Machine Learning-Driven Comparative Analysis and Optimization of Cu-Ni-Si and Cu Low Alloys: From Data-Driven Interpretation to Inverse Design
Keywords:
Cu-Ni-Si alloys, Machine learning, Electrical conductivity, Hardness prediction, SHAP analysis, Alloy designAbstract
The development of high-performance copper alloys requires balancing mechanical strength and electrical conductivity, properties that are often inversely correlated due to competing strengthening mechanisms. This study presents a comparative machine learning analysis of Cu-Ni-Si and Cu low alloys using a curated dataset of 1690 entries derived from the Gorsse et al. database, comprising 1507 samples with hardness measurements and 1685 samples with electrical conductivity data.

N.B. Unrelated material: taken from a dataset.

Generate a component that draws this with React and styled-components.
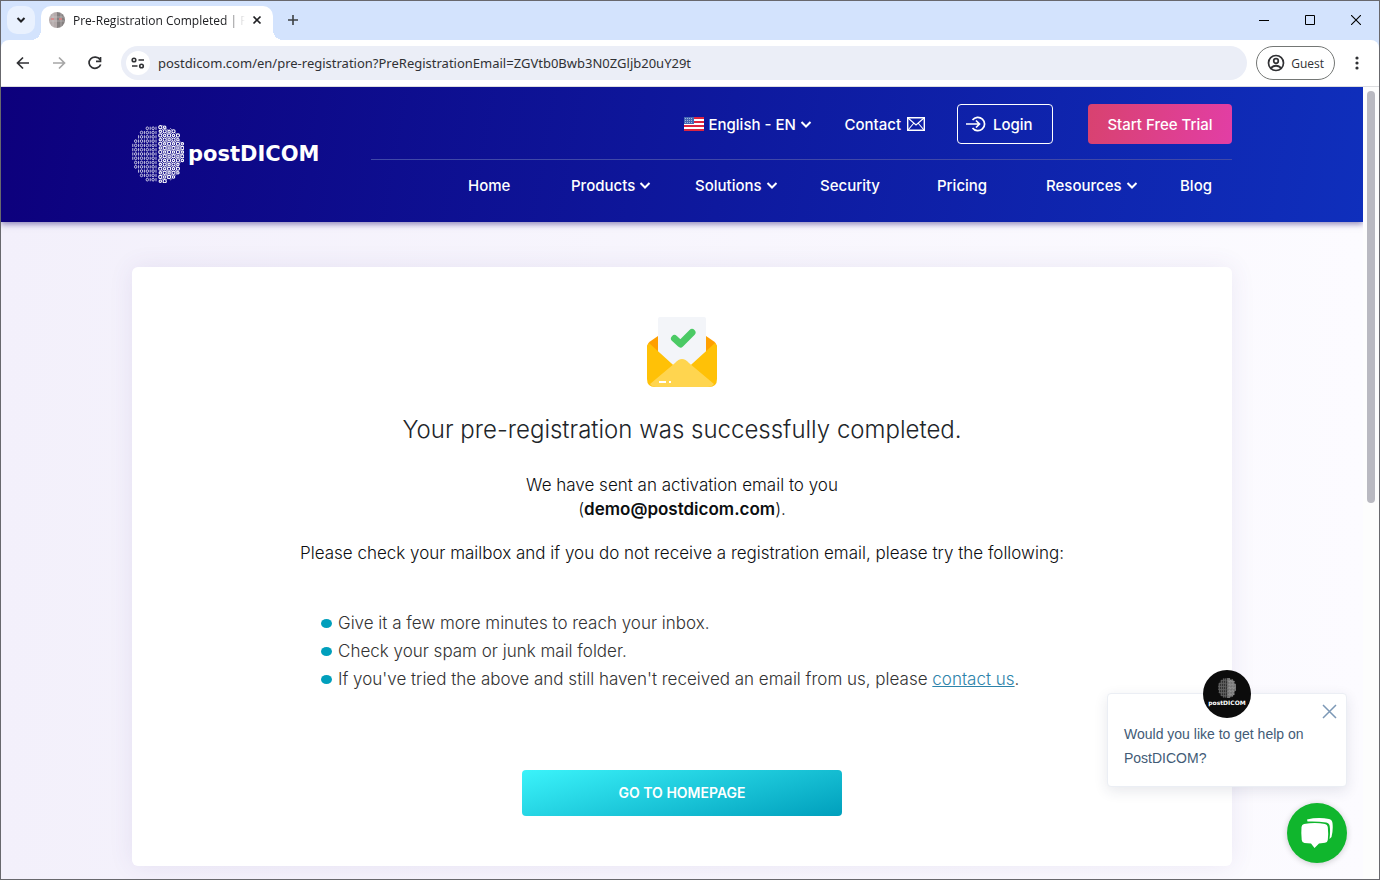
import React from 'react';
import styled, { createGlobalStyle, css } from 'styled-components';

const GlobalStyle = createGlobalStyle`
  *, *::before, *::after { box-sizing: border-box; }
  body { margin: 0; font-family: Inter, "Liberation Sans", sans-serif; }
  button, input, select { font: inherit; color: inherit; margin: 0; }
  button { padding: 0; border: 0; background: none; cursor: pointer; }
  h1, p, ul { margin: 0; padding: 0; }
  a { color: inherit; text-decoration: none; }
  svg { display: block; flex: none; }
`;

const BrowserWindow = styled.div`
  display: flex;
  flex-direction: column;
  height: 100vh;
  border: 1px solid #68686d;
  background: #d3e3fd;
  overflow: hidden;
`;

const chromeFont = css`
  font-family: "Open Sans", "Noto Sans", sans-serif;
`;

const TabStrip = styled.div`
  ${chromeFont}
  display: flex;
  flex: none;
  height: 39px;
  padding: 5px 0 0 6px;
  font-size: 12px;
`;

const TabSearch = styled.button`
  display: grid;
  place-items: center;
  width: 28px;
  height: 28px;
  border-radius: 10px;
  background: #e9f1fe;
`;

const Tab = styled.div`
  position: relative;
  display: flex;
  align-items: center;
  width: 232px;
  height: 34px;
  margin-left: 6px;
  padding: 0 4px 6px 8px;
  border-radius: 10px 10px 0 0;
  background: #fff;
  &::before, &::after {
    content: "";
    position: absolute;
    bottom: 0;
    width: 10px;
    height: 10px;
  }
  &::before { right: 100%; background: radial-gradient(circle at 0 0, transparent 10px, #fff 10px); }
  &::after { left: 100%; background: radial-gradient(circle at 100% 0, transparent 10px, #fff 10px); }
`;

const TabTitle = styled.span`
  flex: 1;
  margin-left: 8px;
  overflow: hidden;
  white-space: nowrap;
  color: #202124;
  mask-image: linear-gradient(to right, #000 88%, transparent);
`;

const SmallButton = styled.button`
  display: grid;
  place-items: center;
  width: 24px;
  height: 28px;
`;

const NewTab = styled(SmallButton)`
  margin-left: 8px;
`;

const WindowControls = styled.div`
  display: flex;
  margin-left: auto;
  button { width: 46px; }
`;

const Toolbar = styled.div`
  ${chromeFont}
  display: flex;
  align-items: center;
  flex: none;
  height: 47px;
  padding: 0 10px 0 4px;
  border-bottom: 1px solid #dcdde0;
  border-radius: 8px 8px 0 0;
  background: #fff;
  color: #303134;
`;

const ToolButton = styled.button`
  display: grid;
  place-items: center;
  width: 36px;
  height: 34px;
`;

const AddressBar = styled.div`
  display: flex;
  flex: 1;
  align-items: center;
  height: 34px;
  margin: 0 9px 0 8px;
  padding: 0 5px;
  border-radius: 17px;
  background: #ebeef7;
`;

const SiteInfo = styled.button`
  display: grid;
  place-items: center;
  width: 24px;
  height: 24px;
  border-radius: 50%;
  background: #fff;
`;

const AddressInput = styled.input`
  flex: 1;
  padding: 0;
  margin-left: 8px;
  border: 0;
  outline: 0;
  background: none;
  font-family: "Noto Sans", sans-serif;
  font-size: 13px;
`;

const GuestButton = styled.button`
  display: flex;
  align-items: center;
  gap: 6px;
  height: 34px;
  padding: 0 10px;
  border: 1px solid #747775;
  border-radius: 17px;
  font-size: 12px;
`;

const MenuButton = styled(SmallButton)`
  margin-left: 10px;
`;

const Viewport = styled.div`
  position: relative;
  display: flex;
  flex: 1;
  min-height: 0;
  background: #fff;
`;

const Page = styled.div`
  flex: 1;
  overflow: hidden;
  background: linear-gradient(90deg, #f3f0fb, #fcfbff);
`;

const Scrollbar = styled.div`
  width: 16px;
  padding: 4px;
  background: #fdfdfd;
`;

const Thumb = styled.div`
  height: 52.5%;
  border-radius: 4px;
  background: #b9b9c1;
`;

const SiteHeader = styled.header`
  position: relative;
  padding: 0 20px;
  background: linear-gradient(100deg, #0d007c, #0f2fbc);
  box-shadow: 0 2px 6px #1b0c7080;
  color: #fff;
`;

const HeaderInner = styled.div`
  display: flex;
  justify-content: space-between;
  max-width: 1100px;
  height: 135px;
  margin: 0 auto;
`;

const Brand = styled.a`
  display: flex;
  align-items: center;
  gap: 4px;
  padding-bottom: 2px;
  font: bold 21px "DejaVu Sans", sans-serif;
`;

const HeaderRight = styled.div`
  width: 861px;
  font-size: 15px;
  font-weight: 500;
`;

const UtilityRow = styled.div`
  display: flex;
  align-items: center;
  justify-content: flex-end;
  height: 73px;
  padding-top: 2px;
  border-bottom: 1px solid #4048a8;
`;

const Language = styled.label`
  display: flex;
  align-items: center;
  gap: 4px;
  select {
    appearance: none;
    padding: 0;
    border: 0;
    background: none;
  }
`;

const ContactLink = styled.a`
  display: flex;
  align-items: center;
  gap: 6px;
  margin: 0 32px;
`;

const LoginLink = styled.a`
  display: flex;
  align-items: center;
  gap: 6px;
  width: 96px;
  height: 40px;
  padding-left: 8px;
  border: 1px solid #fff;
  border-radius: 4px;
`;

const TrialLink = styled.a`
  display: grid;
  place-items: center;
  width: 144px;
  height: 40px;
  margin-left: 35px;
  border-radius: 4px;
  background: linear-gradient(100deg, #d8426f, #e23ea5);
`;

const MainNav = styled.nav`
  display: grid;
  grid-template-columns: 103px 124px 125px 117px 109px 134px 52px;
  justify-content: end;
  padding-top: 15px;
`;

const NavItem = styled.a`
  display: flex;
  align-items: center;
  gap: 4px;
  height: 20px;
`;

const Main = styled.main`
  padding: 45px 20px 20px;
`;

const Card = styled.section`
  display: flex;
  flex-direction: column;
  align-items: center;
  max-width: 1100px;
  margin: 0 auto;
  padding: 50px 20px;
  border-radius: 6px;
  background: #fff;
  box-shadow: 0 0 24px #50409018;
  color: #212529;
  font-size: 17px;
  font-weight: 300;
  line-height: 24px;
  text-align: center;
`;

const Title = styled.h1`
  margin: 26px 0 26px;
  font-size: 24px;
  line-height: 34px;
  font-weight: 300;
`;

const Paragraph = styled.p`
  margin-bottom: 20px;
  color: #0c0e10;
  strong { font-weight: 600; }
`;

const Tips = styled.ul`
  width: 722px;
  margin: 24px 0 77px;
  color: #333;
  line-height: 28px;
  text-align: left;
  list-style: none;
`;

const Tip = styled.li`
  display: flex;
  align-items: center;
  gap: 6px;
  &::before {
    content: "";
    width: 11px;
    height: 9px;
    border-radius: 50%;
    background: #009fbc;
  }
  a { color: #2d83aa; text-decoration: underline; }
`;

const HomeButton = styled.button`
  width: 320px;
  height: 46px;
  border-radius: 4px;
  background: linear-gradient(165deg, #3bf3fa, #009fbc);
  color: #fff;
  font-size: 14px;
  font-weight: 600;
`;

const ChatDock = styled.aside`
  position: absolute;
  right: 32px;
  bottom: 16px;
  display: flex;
  flex-direction: column;
  align-items: flex-end;
  gap: 16px;
`;

const ChatCard = styled.div`
  position: relative;
  width: 240px;
  height: 94px;
  padding: 28px 16px 0;
  border: 1px solid #ebeef4;
  border-radius: 4px;
  background: #fff;
  box-shadow: 0 4px 14px #2830501c;
  color: #425b76;
  font: 14px/24px "Liberation Sans", sans-serif;
`;

const Avatar = styled.div`
  position: absolute;
  top: -24px;
  left: 95px;
  display: flex;
  flex-direction: column;
  align-items: center;
  gap: 2px;
  width: 48px;
  height: 48px;
  padding-top: 8px;
  border-radius: 50%;
  background: #0c0c0c;
  color: #fff;
  font: bold 6px/6px "DejaVu Sans", sans-serif;
`;

const ChatClose = styled.button`
  position: absolute;
  top: 10px;
  right: 9px;
`;

const ChatLauncher = styled.button`
  display: grid;
  place-items: center;
  width: 60px;
  height: 60px;
  border-radius: 50%;
  background: #10b62d;
  box-shadow: 0 1px 6px #0003;
`;

const Stroke = ({ d, size = 16, color = 'currentColor', width = 2, ...rest }) => (
  <svg width={size} height={size} viewBox={`0 0 ${size} ${size}`} fill="none" stroke={color} strokeWidth={width} aria-hidden="true" {...rest}>
    <path d={d} />
  </svg>
);

const Chevron = () => (
  <svg width="12" height="12" viewBox="0 0 12 12" fill="none" stroke="currentColor" strokeWidth="2" aria-hidden="true">
    <path d="M1.500 4l4.500 4.500L10.500 4" />
  </svg>
);

const ROW_STARTS = [14, 8, 5.5, 2.2, 0, 0, 0, 0, 2.2, 2.2, 5.5, 8, 14];

const Globe = ({ width = 52, height = 58 }) => {
  const marks = [];
  ROW_STARTS.forEach((start, row) => {
    const y = 3.3 + row * 4.28;
    let n = 0;
    for (let x = 24; x >= start + 0.5; x -= 2.9, n += 1) {
      marks.push(
        n % 2 === 0
          ? <path key={`l${row}-${n}`} d={`M${x} ${y - 1.6}v3.2`} />
          : <ellipse key={`l${row}-${n}`} cx={x} cy={y} rx="1.2" ry="1.4" />
      );
    }
  });
  const nodes = [];
  for (let row = 0; row < 14; row += 1) {
    const y = 2.2 + row * 4.15;
    const reach = 26 * Math.sqrt(Math.max(0, 1 - ((y - 29) / 29.5) ** 2));
    for (let col = 0; col < 6; col += 1) {
      const x = 28.3 + col * 4.4;
      if (x - 26 <= reach) {
        nodes.push(<circle key={`r${row}-${col}`} cx={x} cy={y} r={(row + col) % 2 ? 1.2 : 1.6} />);
        if (col > 0) nodes.push(<path key={`d${row}-${col}`} d={`M${x - 1} ${y + 1}l-2.400 2.200M${x - 1} ${y - 1}l-2.400 -2.200`} strokeWidth="0.6" />);
      }
    }
  }
  return (
    <svg width={width} height={height} viewBox="0 0 52 58" fill="none" stroke="#fff" aria-hidden="true">
      <g strokeWidth="0.9" opacity="0.85">{marks}</g>
      <g strokeWidth="1.1">{nodes}</g>
    </svg>
  );
};

const Favicon = () => (
  <svg width="16" height="16" viewBox="0 0 16 16" aria-hidden="true">
    <path d="M8 0a8 8 0 0 0 0 16z" fill="#b4aaaa" />
    <path d="M8 0a8 8 0 0 1 0 16z" fill="#858080" />
    <path d="M1 5h14M1 9h14M4 1v14M12 1v14" stroke="#d0cccc" strokeWidth="0.5" />
    <path d="M2 7h3M10 7h3" stroke="#e08080" strokeWidth="1.5" />
  </svg>
);

const Flag = () => (
  <svg width="20" height="14" viewBox="0 0 20 14" aria-hidden="true">
    <rect width="20" height="14" fill="#fff" />
    <path d="M0 1h20M0 5h20M0 9h20M0 13h20" stroke="#dc2440" strokeWidth="2" />
    <rect width="10" height="7" fill="#4468b4" />
    <path d="M1 1.500h8M1 3.500h8M1 5.500h8" stroke="#b8c8e8" strokeWidth="0.8" strokeDasharray="1 1" />
  </svg>
);

const MailOutline = () => (
  <svg width="18" height="14" viewBox="0 0 18 14" fill="none" stroke="#fff" aria-hidden="true">
    <path d="M.7.7h16.600v12.600H.7z" strokeWidth="1.4" />
    <path d="M1 1l8 7 8-7M1 13l5.500-6.500M17 13l-5.500-6.500" strokeWidth="1.1" />
  </svg>
);

const LoginIcon = () => (
  <svg width="21" height="16" viewBox="0 0 21 16" fill="none" stroke="#fff" strokeWidth="1.7" aria-hidden="true">
    <path d="M0 8h13M10 4.500L13.500 8 10 11.500" />
    <path d="M6.500 4a6.700 6.700 0 1 1 0 8" />
  </svg>
);

const OpenMail = () => (
  <svg width="70" height="70" viewBox="0 0 70 70" aria-hidden="true">
    <path d="M11 19L3 24.500Q0 27 0 31l14 14h44l12-14q0-4-3-6.500L59 19z" fill="#ff9f00" />
    <path d="M13 0h44q2 0 2 2v45H11V2q0-2 2-2z" fill="#f3f5f9" />
    <path d="M0 30q0-2 2-4l33 30 33-30q2 2 2 4v32q0 8-8 8H8q-8 0-8-8z" fill="#ffc107" />
    <path d="M3 67l25-21q7-8 14 0l25 21q-2 3-6 3H9q-4 0-6-3z" fill="#ffd54f" />
    <path d="M27.500 21.500l6 5.500L45 15.500" fill="none" stroke="#4bca65" strokeWidth="7" strokeLinecap="round" strokeLinejoin="round" />
    <path d="M12 65h7M22 65h2" stroke="#fff" strokeWidth="2" />
  </svg>
);

const ChatIcon = () => (
  <svg width="32" height="30" viewBox="0 0 32 30" aria-hidden="true">
    <path d="M6 1.500Q17-1 28 1q3 .5 3.500 4 .8 7-1 14l-2 2q1-7 .2-13-.4-3-3.500-3.500Q16 3 6.500 3.500z" fill="#fff" />
    <path d="M3 6q11-2 21 0 2.500.3 2.800 3 .8 7 0 13-.3 2.500-2.800 2.800l-6 .7-4.500 4.500L10 25.500 3.500 25Q1 24.700.7 22 0 15 .5 9 .8 6.500 3 6z" fill="#fff" />
  </svg>
);

const NAV = [
  { label: 'Home' },
  { label: 'Products', menu: true },
  { label: 'Solutions', menu: true },
  { label: 'Security' },
  { label: 'Pricing' },
  { label: 'Resources', menu: true },
  { label: 'Blog' },
];

export default function App() {
  return (
    <BrowserWindow>
      <GlobalStyle />
      <TabStrip>
        <TabSearch aria-label="Search tabs"><Stroke size={10} d="M1.500 3L5 6.500 8.500 3" color="#202124" /></TabSearch>
        <Tab>
          <Favicon />
          <TabTitle>Pre-Registration Completed | Po</TabTitle>
          <SmallButton aria-label="Close tab"><Stroke size={10} d="M1.500 1.500l7 7M8.500 1.500l-7 7" color="#202124" width={1.7} /></SmallButton>
        </Tab>
        <NewTab aria-label="New tab"><Stroke size={12} d="M6 1v10M1 6h10" color="#3c4043" width={1.6} /></NewTab>
        <WindowControls>
          <SmallButton aria-label="Minimize"><Stroke size={10} d="M0 5.500h10" color="#000" width={1} /></SmallButton>
          <SmallButton aria-label="Maximize"><Stroke size={10} d="M.5.5h9v9h-9z" color="#000" width={1} /></SmallButton>
          <SmallButton aria-label="Close"><Stroke size={10} d="M0 0l10 10M10 0L0 10" color="#000" width={1.1} /></SmallButton>
        </WindowControls>
      </TabStrip>
      <Toolbar>
        <ToolButton aria-label="Back"><Stroke d="M14 8H3M8 2.500L2.500 8 8 13.500" width={1.7} /></ToolButton>
        <ToolButton aria-label="Forward"><Stroke d="M2 8h11M8 2.500L13.500 8 8 13.500" color="#a6a6a6" width={1.7} /></ToolButton>
        <ToolButton aria-label="Reload"><Stroke d="M13 4.500A6 5.600 0 1 0 13.700 9.500M13.500 2v4.300H9" width={1.7} /></ToolButton>
        <AddressBar>
          <SiteInfo aria-label="Site information">
            <svg width="14" height="12" viewBox="0 0 14 12" fill="none" stroke="#303134" strokeWidth="1.6" aria-hidden="true">
              <circle cx="3" cy="3" r="1.8" /><path d="M7.500 3H13M1 9h5.500" /><circle cx="10.500" cy="9" r="1.8" />
            </svg>
          </SiteInfo>
          <AddressInput aria-label="Address" defaultValue="postdicom.com/en/pre-registration?PreRegistrationEmail=ZGVtb0Bwb3N0ZGljb20uY29t" />
        </AddressBar>
        <GuestButton>
          <svg width="18" height="18" viewBox="0 0 18 18" fill="none" stroke="#303134" strokeWidth="1.7" aria-hidden="true">
            <circle cx="9" cy="9" r="7.5" /><circle cx="9" cy="7" r="2.3" /><path d="M3.800 14q5.200-4.500 10.400 0" />
          </svg>
          Guest
        </GuestButton>
        <MenuButton aria-label="Menu">
          <svg width="4" height="14" viewBox="0 0 4 14" fill="#303134" aria-hidden="true"><circle cx="2" cy="2" r="1.6" /><circle cx="2" cy="7" r="1.6" /><circle cx="2" cy="12" r="1.6" /></svg>
        </MenuButton>
      </Toolbar>
      <Viewport>
        <Page>
          <SiteHeader>
            <HeaderInner>
              <Brand href="#home"><Globe />postDICOM</Brand>
              <HeaderRight>
                <UtilityRow>
                  <Language>
                    <Flag />
                    <select aria-label="Language"><option>English - EN</option></select>
                    <Chevron />
                  </Language>
                  <ContactLink href="#contact">Contact <MailOutline /></ContactLink>
                  <LoginLink href="#login"><LoginIcon />Login</LoginLink>
                  <TrialLink href="#trial">Start Free Trial</TrialLink>
                </UtilityRow>
                <MainNav>
                  {NAV.map(({ label, menu }) => (
                    <NavItem key={label} href={`#${label.toLowerCase()}`}>{label}{menu && <Chevron />}</NavItem>
                  ))}
                </MainNav>
              </HeaderRight>
            </HeaderInner>
          </SiteHeader>
          <Main>
            <Card>
              <OpenMail />
              <Title>Your pre-registration was successfully completed.</Title>
              <Paragraph>We have sent an activation email to you<br />(<strong>demo@postdicom.com</strong>).</Paragraph>
              <Paragraph>Please check your mailbox and if you do not receive a registration email, please try the following:</Paragraph>
              <Tips>
                <Tip>Give it a few more minutes to reach your inbox.</Tip>
                <Tip>Check your spam or junk mail folder.</Tip>
                <Tip><span>If you've tried the above and still haven't received an email from us, please <a href="#contact">contact us</a>.</span></Tip>
              </Tips>
              <HomeButton>GO TO HOMEPAGE</HomeButton>
            </Card>
          </Main>
        </Page>
        <Scrollbar><Thumb /></Scrollbar>
        <ChatDock>
          <ChatCard>
            <Avatar><Globe width={18} height={20} />postDICOM</Avatar>
            <ChatClose aria-label="Close message"><Stroke size={15} d="M1 1l13 13M14 1L1 14" color="#7c98b6" width={1.5} /></ChatClose>
            <p>Would you like to get help on PostDICOM?</p>
          </ChatCard>
          <ChatLauncher aria-label="Open chat"><ChatIcon /></ChatLauncher>
        </ChatDock>
      </Viewport>
    </BrowserWindow>
  );
}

Three ensemble-based regression algorithms, Random Forest, XGBoost, and Gradient Boosting, were trained to predict Vickers hardness (HV) and electrical conductivity (%IACS) from an augmented feature set encompassing alloy composition, thermomechanical processing parameters, missingness indicators, and physics-informed descriptors (valence electron concentration, atomic size mismatch, electronegativity difference, and Ni:Si atomic ratio). XGBoost achieved optimal performance for hardness prediction (R2 = 0.8554, RMSE = 29.90 HV), while Gradient Boosting performed best for electrical conductivity (R2 = 0.8400, RMSE = 5.96%IACS). Averaged tree-based feature-importance analysis identified valence electron concentration as the most influential predictor for hardness (39.9%), followed by aging temperature (11.2%), while Cu content dominated conductivity prediction (37.7%), followed by aging time (8.9%). Complementary SHAP analysis confirmed these trends while revealing directional relationships and nonlinear feature interaction effects. Composition-grouped cross-validation by unique alloy formula (K = 10) yielded substantially lower performance, with grouped CV R2 = 0.438 for hardness and 0.293 for conductivity, indicating that generalization to unseen alloy formulations remains limited. The models were further applied for practical tasks, including property prediction for new alloy compositions, processing parameter optimization via differential evolution with metallurgical constraints (achieving hardness up to 293.9 HV or conductivity up to 45.7%IACS for the same base composition, with prediction intervals reported), and inverse design to identify alloy formulations meeting specified target properties. This work demonstrates the potential of interpretable machine learning to support copper alloy development by enabling rapid computational screening of the compositional and processing parameter space, subject to the generalization limitations identified herein.